Why not just wait for advertised prices to fall further?
Public new-home prices are sticky because developers protect them. Waiting for a big visible cut can mean missing real private value available today. The better move is to negotiate the full deal now, not just watch the sticker.
How big can a hidden discount really be?
It varies a lot by project and buyer. One reported example reached about NIS 700,000, roughly 13%, through consumer-club deals. Most cases are smaller. Always value the whole package: upgrades, extras, and timing can add up quietly.
Do I have more power as a cash-ready buyer?
Yes. Developers give the most to buyers who reduce their risk and waiting. A pre-checked mortgage, clear equity, a firm timeline, and competing options all push more flexibility your way.
Are deferred-payment “deals” a good thing?
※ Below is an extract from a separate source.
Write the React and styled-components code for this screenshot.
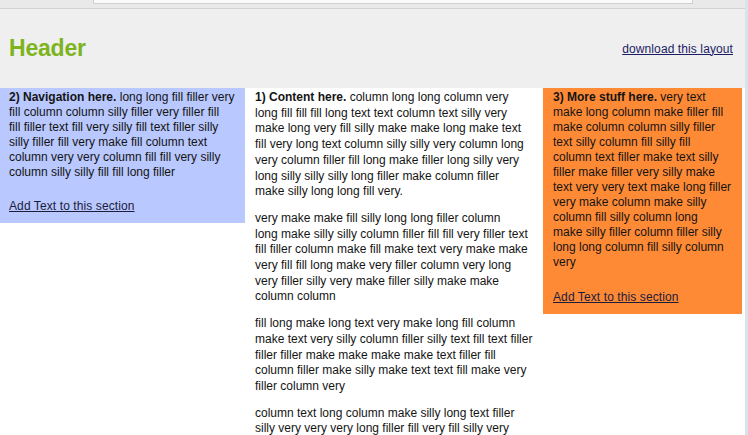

Not always. They can shift risk onto you and may hide weak project demand. Regulators tightened them for good reason. Have independent professionals check any such structure before you commit.
Sources used in this guide
- Ynet News: developers cut home prices without saying they did
- Times of Israel: Housing Snapshot, May 2026
- Mako Finance / Calcalist: bank lending to developers, 2025
- Ynet Real Estate: housing market warning signs
- Calcalist: Bank of Israel curbs on 20/80 developer deals
- Bank of Israel: Monetary Committee press release, 25 May 2026
Ready to find the projects with real hidden room?
If you want to act on this, share your budget, financing position, timeline, and property needs here so we can match you with developers showing genuine, often unadvertised, negotiation flexibility.
The key points to carry into your next viewing
- The advertised price hides most of the real deal in 2026; judge the full package instead.
- Record stock, rising developer loan costs, and slow sales create private room for ready buyers.
- Concessions live in upgrades, extras, payment timing, and closing terms, not just the sticker.
- Deferred and balloon structures can shift risk to you; never sign one without independent review.
- Being organized, pre-financed, and comparing several projects is your strongest negotiating lever.